El libro transcurre en un autoexamen, construido a partir de un lenguaje poético en que el poeta asume el noble tono de una poesía que se nutre de lo mejor del trascendentalismo origenista, lo más efectivo y tajante del coloquialismo y el renacer de una poesía de alto vuelo a partir de su remode-lación en tiempos de Raúl Hernández Novás —a quien Valdivia ha estudiado con ensimismamiento— y los poetas de su generación. Hay en este libro una experiencia subterránea de quehacer poético que no aparecía aún tan depurado y libre en poemarios suyos como Los puertos del silencio o Travesía hacia el naufragio.
También hay que mencionar una dedicatoria de Valdivia del poema “Polvo de pan” al poeta Charles Bukowvski, de quien, sin embargo, parece haber asimilado lo que a mi juicio constituye la vertiente mejor y más limpia de este estremecedor poeta norteamericano. Todo el tiempo se percibe en el poemario ese íntimo diálogo desgarrador que de alguna manera ya mencionaba al comienzo de este comentario.

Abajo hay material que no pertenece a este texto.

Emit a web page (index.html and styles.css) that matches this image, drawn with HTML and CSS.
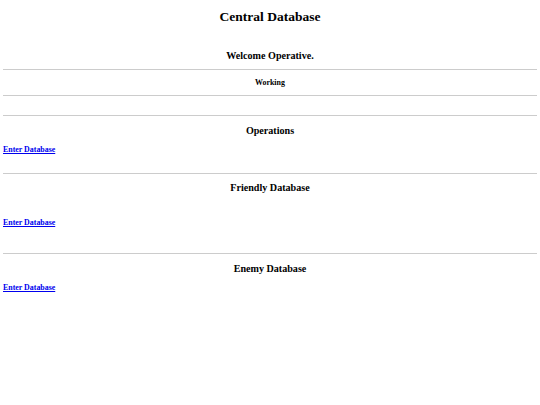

El sujeto lírico dice en “Polvo de pan”: Qué debería decir si finalmente no soy pobre: / palabra y estrictas ordenanzas, / sombra infiel.
Una sección del libro, “El breve rostro”, me admira particularmente. En ella se trabaja básicamente el poema breve, de todo lo más cuatro versos. La síntesis, sin embargo, es de lo más punzante y efectivo de todo el poemario. Carentes de título, son en su esencia meditaciones centrípetas, fuerza dirigida hacia lo más íntimo del ser, pero también el tema, universal y permanente, del misterio mismo de la poesía como arte:
¿Cómo vivir el molde único de la palabra,
acariciar su tendón constante,
si ya viste escanciar, sin prisa,
el verdor de otro alfabeto?
Libro de crecimiento en diversas direcciones —en lo humano esencial, en el laberinto del lenguaje, en la amplitud de los temas—, País de oscuras piedras es también una indagación de circunstancias, un cierre de un flujo temporal y, por ello mismo, un libro clave en el trayectoria del poeta. Su país de oscura piedra, tan personal, se nos acerca, roza el nuestro, nos interpela con un lirismo peculiar y, por lo mismo, siempre nuestro.